Tom has made a capital gain on selling his property this year. He also had an unrealised capital loss on another asset. However, he wished to keep that asset. He engaged a sale of that asset and then immediately repurchased it back.  It would realise that capital loss and reduce assessable income for the year.  

What do you think of his conduct? Is it more like to be tax planning or tax avoidance?  


Answer :

Tax laws sometimes provide different outcomes for the same economic activity conducted in different ways, which encourages the development of aggressive schemes to exploit what may be unintended legal features.

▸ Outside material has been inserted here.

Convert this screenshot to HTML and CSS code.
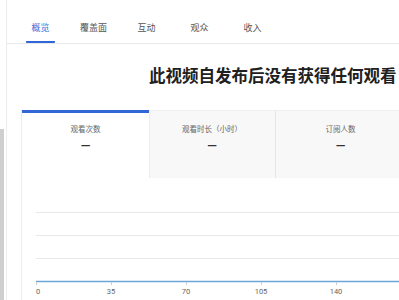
FILE: index.html
```html
<!DOCTYPE html>
<html lang="zh-CN">
<head>
<meta charset="utf-8">
<link rel="stylesheet" href="styles.css">
</head>
<body>
<div class="page">
  <div class="rail">
    <div class="rail-space"></div>
    <div class="rail-thumb"></div>
  </div>
  <div class="main">
    <nav class="tabs">
      <div class="tab active"><span class="tab-label">概览</span></div>
      <div class="tab"><span class="tab-label">覆盖面</span></div>
      <div class="tab"><span class="tab-label">互动</span></div>
      <div class="tab"><span class="tab-label">观众</span></div>
      <div class="tab"><span class="tab-label">收入</span></div>
    </nav>
    <h1 class="headline">此视频自发布后没有获得任何观看</h1>
    <section class="card">
      <div class="metrics">
        <div class="metric selected">
          <div class="metric-label">观看次数</div>
          <div class="metric-value">—</div>
        </div>
        <div class="metric">
          <div class="metric-label">观看时长（小时）</div>
          <div class="metric-value">—</div>
        </div>
        <div class="metric divided">
          <div class="metric-label">订阅人数</div>
          <div class="metric-value">—</div>
        </div>
      </div>
      <svg class="chart" width="380" height="122" viewBox="0 0 380 122">
        <line x1="0" y1="34.5" x2="380" y2="34.5" class="grid"/>
        <line x1="0" y1="57.5" x2="380" y2="57.5" class="grid"/>
        <line x1="0" y1="80.5" x2="380" y2="80.5" class="grid"/>
        <line x1="0" y1="103.5" x2="380" y2="103.5" class="base"/>
        <line x1="0.5" y1="104" x2="0.5" y2="107" class="tick"/>
        <line x1="75.5" y1="104" x2="75.5" y2="107" class="tick"/>
        <line x1="150.5" y1="104" x2="150.5" y2="107" class="tick"/>
        <line x1="225.5" y1="104" x2="225.5" y2="107" class="tick"/>
        <line x1="300.5" y1="104" x2="300.5" y2="107" class="tick"/>
        <text x="0" y="116" class="axis">0</text>
        <text x="75" y="116" class="axis mid">35</text>
        <text x="150" y="116" class="axis mid">70</text>
        <text x="225" y="116" class="axis mid">105</text>
        <text x="300" y="116" class="axis mid">140</text>
      </svg>
    </section>
  </div>
</div>
</body>
</html>
```
FILE: styles.css
```css
html, body {
  margin: 0;
  padding: 0;
  background: #ffffff;
}
body {
  width: 399px;
  height: 300px;
  overflow: hidden;
  font-family: "Noto Sans CJK SC", "Noto Sans", Roboto, sans-serif;
  color: #212121;
}
.page {
  display: flex;
  height: 300px;
}
.rail {
  width: 6px;
  flex: none;
  border-right: 1px solid #ececec;
  display: flex;
  flex-direction: column;
}
.rail-space {
  height: 129px;
  flex: none;
}
.rail-thumb {
  flex: 1;
  width: 4px;
  background: #cfcfcf;
}
.main {
  flex: 1;
  min-width: 0;
  overflow: hidden;
}
.tabs {
  display: flex;
  height: 43px;
  padding-left: 7px;
  border-bottom: 1px solid #e9e9e9;
  box-sizing: content-box;
}
.tab {
  width: 53px;
  display: flex;
  justify-content: center;
  padding-top: 20px;
  box-sizing: border-box;
}
.tab-label {
  display: block;
  height: 23px;
  box-sizing: border-box;
  padding: 0 5px;
  font-size: 9px;
  line-height: 16px;
  color: #555555;
  border-bottom: 2px solid transparent;
}
.tab.active .tab-label {
  color: #3a6fd6;
  border-bottom-color: #2f66d9;
  border-radius: 1px;
}
.headline {
  margin: 21px 0 0 0;
  padding-left: 142px;
  font-size: 16.5px;
  line-height: 20px;
  font-weight: 700;
  white-space: nowrap;
  color: #202020;
}
.card {
  margin: 25px 0 0 14px;
  border-left: 1px solid #ececec;
  height: 190px;
  width: 400px;
}
.metrics {
  display: flex;
  height: 68px;
}
.metric {
  width: 126px;
  flex: none;
  box-sizing: border-box;
  background: #f8f8f8;
  border-top: 1px solid #efefef;
  padding-top: 13px;
  text-align: center;
}
.metric.selected {
  width: 127px;
  background: #ffffff;
  border-top: 3px solid #3367d6;
  padding-top: 11px;
  box-shadow: 1px 0 1px rgba(0,0,0,0.04);
  position: relative;
  z-index: 1;
}
.metric.divided {
  border-left: 1px solid #e6e6e6;
  width: 130px;
}
.metric-label {
  font-size: 7.5px;
  line-height: 10px;
  color: #666666;
}
.metric-value {
  margin-top: 7px;
  font-family: Roboto, "Noto Sans", sans-serif;
  font-size: 12.5px;
  line-height: 10px;
  color: #333333;
  font-weight: 700;
}
.chart {
  display: block;
  margin-left: 14px;
}
.grid {
  stroke: #e8e8e8;
  stroke-width: 1;
}
.base {
  stroke: #6ea6d9;
  stroke-width: 1.6;
}
.tick {
  stroke: #cfcfcf;
  stroke-width: 1;
}
.axis {
  font-family: Roboto, "Noto Sans", sans-serif;
  font-size: 7.5px;
  fill: #666666;
}
.axis.mid {
  text-anchor: middle;
}
```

This has been described as tax avoidance and is based on exploiting tax laws in a manner that is not necessarily illegal. 

The anti-avoidance provisions of Part IVA of ITAA36 will apply where it appears that a taxpayer has entered into a scheme with the sole or dominant purpose of obtaining a tax benefit. 

Penalties apply for those found to have entered into a scheme proven to fall under the antiavoidance provisions of ITAA36 (TAA, Schedule 1, ss. 284-140–284-160). 

In this case, this conduct and result was never the intention of the legislation, since the immediate repurchase means that Tom has enjoyed a reduction in assessable income while still holding that asset. There has been no economic loss to him and the sale and repurchase do not make commercial sense except for the tax benefit obtained.